PV = 100 $  You get: 100.5 $ [EDIT: "%" before wasn't correct], lets arise N to 5: You get: 102.53 $ (Oh, maybe 3 Cent more then expected, but evereything is alright).

 

And what happen with N = 12 (all other variables are the same)?:

You get: 106,17 $ 17 Cent more, because of the compound interest effekt.

 

I hope that helps you to use a not damaged business calc

 

 

 

HP Recommended

@thangluong wrote:

I used the Financial Calculator HP 10bII+ to calculate the FV: I input 100 for PV, 10 for I/YR, 2 for N, my calculator gave the FV =-101.67, the correct answer is 121. I tried all the function in the Start guide, it gave the correct answers, except the calculating of PV, FV, or Interest? I reset many times but it still gave the wrong number. Should I send back for repair? I just bought from Amazon 3 weeks ago.



@thangluong wrote:

Thanks for your reply but the problem is that all my classmates use the same calculator like mine and give the answer is 121.  Another example: You need $10,000 in one year, if the IR=7%/year, how much you need to invest today.
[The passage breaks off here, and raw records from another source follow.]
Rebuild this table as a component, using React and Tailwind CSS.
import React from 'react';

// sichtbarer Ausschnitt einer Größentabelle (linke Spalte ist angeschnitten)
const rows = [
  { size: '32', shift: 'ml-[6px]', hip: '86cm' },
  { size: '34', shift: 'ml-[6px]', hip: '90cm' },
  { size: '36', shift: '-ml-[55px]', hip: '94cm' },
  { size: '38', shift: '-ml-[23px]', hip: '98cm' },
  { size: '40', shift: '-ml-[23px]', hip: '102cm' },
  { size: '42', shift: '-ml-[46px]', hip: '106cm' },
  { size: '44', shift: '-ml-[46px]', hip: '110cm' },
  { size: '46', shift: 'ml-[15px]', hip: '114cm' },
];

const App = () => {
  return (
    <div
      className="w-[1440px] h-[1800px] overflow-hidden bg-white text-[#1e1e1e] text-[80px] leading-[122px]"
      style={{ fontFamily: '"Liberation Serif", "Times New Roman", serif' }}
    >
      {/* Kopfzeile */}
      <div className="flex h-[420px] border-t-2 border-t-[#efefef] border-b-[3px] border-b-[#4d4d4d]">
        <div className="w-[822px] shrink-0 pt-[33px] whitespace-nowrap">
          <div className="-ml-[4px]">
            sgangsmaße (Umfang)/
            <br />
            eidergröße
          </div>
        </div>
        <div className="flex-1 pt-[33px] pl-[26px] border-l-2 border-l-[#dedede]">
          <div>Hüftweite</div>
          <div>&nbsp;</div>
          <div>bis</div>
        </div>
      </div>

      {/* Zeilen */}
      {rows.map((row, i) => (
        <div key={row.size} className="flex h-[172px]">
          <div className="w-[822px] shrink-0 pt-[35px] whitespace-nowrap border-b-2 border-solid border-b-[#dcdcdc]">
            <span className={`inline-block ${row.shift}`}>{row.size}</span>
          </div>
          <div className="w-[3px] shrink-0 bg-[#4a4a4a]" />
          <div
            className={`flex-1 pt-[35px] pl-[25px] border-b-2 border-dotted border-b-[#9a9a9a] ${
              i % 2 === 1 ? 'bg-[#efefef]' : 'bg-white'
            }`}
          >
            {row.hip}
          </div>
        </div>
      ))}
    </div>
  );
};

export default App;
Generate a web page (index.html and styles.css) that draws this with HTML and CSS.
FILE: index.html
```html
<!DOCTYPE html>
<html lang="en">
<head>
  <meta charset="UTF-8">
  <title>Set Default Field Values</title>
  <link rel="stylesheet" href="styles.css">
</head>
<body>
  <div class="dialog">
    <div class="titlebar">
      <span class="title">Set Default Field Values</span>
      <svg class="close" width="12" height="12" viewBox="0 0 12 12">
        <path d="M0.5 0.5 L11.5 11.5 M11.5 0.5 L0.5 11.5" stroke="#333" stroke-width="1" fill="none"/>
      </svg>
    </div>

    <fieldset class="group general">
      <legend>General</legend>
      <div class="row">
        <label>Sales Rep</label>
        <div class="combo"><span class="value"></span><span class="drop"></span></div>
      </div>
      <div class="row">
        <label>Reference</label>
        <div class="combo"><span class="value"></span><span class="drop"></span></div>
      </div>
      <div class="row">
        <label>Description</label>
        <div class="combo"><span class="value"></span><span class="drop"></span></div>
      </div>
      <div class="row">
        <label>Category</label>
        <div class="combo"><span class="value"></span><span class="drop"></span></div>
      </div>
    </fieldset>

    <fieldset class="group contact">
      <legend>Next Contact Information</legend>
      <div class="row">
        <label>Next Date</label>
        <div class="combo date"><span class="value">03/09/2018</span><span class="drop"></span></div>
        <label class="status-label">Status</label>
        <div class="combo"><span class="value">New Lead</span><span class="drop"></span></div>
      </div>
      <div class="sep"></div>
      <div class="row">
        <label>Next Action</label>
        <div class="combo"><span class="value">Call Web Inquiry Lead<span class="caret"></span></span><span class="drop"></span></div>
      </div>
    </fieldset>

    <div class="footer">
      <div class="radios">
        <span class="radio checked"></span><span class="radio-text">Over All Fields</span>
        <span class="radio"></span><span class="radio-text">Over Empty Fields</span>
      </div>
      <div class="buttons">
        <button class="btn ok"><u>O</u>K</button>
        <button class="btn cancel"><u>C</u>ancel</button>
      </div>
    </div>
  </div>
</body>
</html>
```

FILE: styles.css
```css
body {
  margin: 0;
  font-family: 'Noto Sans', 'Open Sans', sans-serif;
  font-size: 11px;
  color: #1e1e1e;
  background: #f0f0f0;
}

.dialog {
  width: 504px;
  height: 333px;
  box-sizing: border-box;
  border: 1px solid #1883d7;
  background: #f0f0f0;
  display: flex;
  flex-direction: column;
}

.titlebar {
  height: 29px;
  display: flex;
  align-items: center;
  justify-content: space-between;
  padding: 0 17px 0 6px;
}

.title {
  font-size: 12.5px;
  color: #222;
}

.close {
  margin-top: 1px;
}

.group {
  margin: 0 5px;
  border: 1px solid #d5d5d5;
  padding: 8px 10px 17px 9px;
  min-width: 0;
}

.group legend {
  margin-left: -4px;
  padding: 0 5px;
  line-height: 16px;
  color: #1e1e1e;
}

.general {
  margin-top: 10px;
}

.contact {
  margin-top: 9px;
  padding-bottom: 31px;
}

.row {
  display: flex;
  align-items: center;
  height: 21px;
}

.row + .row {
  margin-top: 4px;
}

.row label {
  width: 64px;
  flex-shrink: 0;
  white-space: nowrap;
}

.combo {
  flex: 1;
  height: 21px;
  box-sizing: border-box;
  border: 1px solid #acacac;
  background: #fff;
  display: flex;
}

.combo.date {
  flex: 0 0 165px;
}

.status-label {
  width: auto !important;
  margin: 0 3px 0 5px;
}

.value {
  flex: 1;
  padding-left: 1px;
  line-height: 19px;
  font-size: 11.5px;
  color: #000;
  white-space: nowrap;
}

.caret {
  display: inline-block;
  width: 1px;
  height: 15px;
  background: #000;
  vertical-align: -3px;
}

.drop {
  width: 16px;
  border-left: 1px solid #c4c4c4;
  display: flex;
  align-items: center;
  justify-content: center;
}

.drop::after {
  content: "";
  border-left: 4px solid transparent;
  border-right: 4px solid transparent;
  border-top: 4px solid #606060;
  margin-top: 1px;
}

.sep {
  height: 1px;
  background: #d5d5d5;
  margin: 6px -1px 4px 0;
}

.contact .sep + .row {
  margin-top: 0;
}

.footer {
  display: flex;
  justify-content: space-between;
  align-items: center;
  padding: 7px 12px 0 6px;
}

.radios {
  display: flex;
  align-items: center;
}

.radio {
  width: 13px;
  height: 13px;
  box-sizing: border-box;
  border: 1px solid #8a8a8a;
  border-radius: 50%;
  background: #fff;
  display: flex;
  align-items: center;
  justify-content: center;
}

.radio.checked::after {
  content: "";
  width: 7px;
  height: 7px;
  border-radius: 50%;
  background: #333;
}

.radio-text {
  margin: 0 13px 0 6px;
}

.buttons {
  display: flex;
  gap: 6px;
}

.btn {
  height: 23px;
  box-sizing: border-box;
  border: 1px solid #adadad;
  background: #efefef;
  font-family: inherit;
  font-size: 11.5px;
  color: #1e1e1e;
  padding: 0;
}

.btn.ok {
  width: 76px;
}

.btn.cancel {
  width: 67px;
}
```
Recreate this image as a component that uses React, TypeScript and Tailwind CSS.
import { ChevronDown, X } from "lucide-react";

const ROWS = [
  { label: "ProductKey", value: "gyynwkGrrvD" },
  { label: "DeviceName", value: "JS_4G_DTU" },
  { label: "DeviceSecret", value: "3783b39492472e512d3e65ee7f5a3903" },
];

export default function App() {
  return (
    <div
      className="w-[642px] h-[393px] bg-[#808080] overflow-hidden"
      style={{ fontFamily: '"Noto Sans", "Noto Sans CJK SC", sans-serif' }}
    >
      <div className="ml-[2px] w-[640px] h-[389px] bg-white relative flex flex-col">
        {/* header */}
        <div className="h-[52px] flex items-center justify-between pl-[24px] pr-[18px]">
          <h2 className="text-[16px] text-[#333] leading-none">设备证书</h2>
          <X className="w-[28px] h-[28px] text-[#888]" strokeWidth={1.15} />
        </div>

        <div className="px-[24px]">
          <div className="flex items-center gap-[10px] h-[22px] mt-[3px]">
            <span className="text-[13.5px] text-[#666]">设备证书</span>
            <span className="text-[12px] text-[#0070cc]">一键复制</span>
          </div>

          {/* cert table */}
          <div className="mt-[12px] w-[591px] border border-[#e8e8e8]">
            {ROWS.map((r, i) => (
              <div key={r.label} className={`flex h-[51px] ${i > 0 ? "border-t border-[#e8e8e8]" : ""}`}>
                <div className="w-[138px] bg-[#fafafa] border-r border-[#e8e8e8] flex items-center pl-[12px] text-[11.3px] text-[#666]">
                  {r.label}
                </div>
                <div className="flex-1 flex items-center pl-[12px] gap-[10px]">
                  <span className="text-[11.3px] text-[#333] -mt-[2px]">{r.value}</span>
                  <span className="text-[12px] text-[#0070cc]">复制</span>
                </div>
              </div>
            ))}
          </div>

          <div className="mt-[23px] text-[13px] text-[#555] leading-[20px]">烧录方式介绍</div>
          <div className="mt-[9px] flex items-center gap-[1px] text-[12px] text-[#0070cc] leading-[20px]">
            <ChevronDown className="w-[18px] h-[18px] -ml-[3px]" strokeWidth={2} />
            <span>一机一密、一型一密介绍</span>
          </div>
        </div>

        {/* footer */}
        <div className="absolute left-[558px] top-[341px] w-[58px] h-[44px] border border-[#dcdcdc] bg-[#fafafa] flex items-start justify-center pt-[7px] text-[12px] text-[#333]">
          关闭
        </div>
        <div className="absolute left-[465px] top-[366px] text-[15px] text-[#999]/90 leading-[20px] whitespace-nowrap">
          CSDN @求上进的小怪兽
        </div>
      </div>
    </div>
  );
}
The correct answer is 9,345.79 but my calculator gives the answer  9,942. I input FV=10,000, I/YR=7, N=1 (dont mind about the sign +/-).




Both these problems use yearly intervals (not monthly as is normally the case).

 

Therefore you must set P/YR = 1

 

 

 

-Bart
_________________________________________________________
calculator enthusiast
HP Recommended

I understand the concept, the problem is why the same calculator, input the same keys, do the same steps, give the different answer. I borrowed my friends (3 calculators, the same model) and input the same steps, all of them gave the same number, only mine gave the different. I cleared all memories, remove the batteries, reset it and it is the same. 

HP Recommended

How to set the Payment per year (P/YR). I follow the guide book but its still the same (the orange arrow down + the P/YR key)

HP Recommended

You should be pressing 3 keys directly in a row.

 

[1] [orange_arrow] [PMT]

 

Do you then see a 1_P/Yr show on the screen?

TW

Although I work for the HP calculator group as a head developer of the HP Prime, the views and opinions I post here are my own.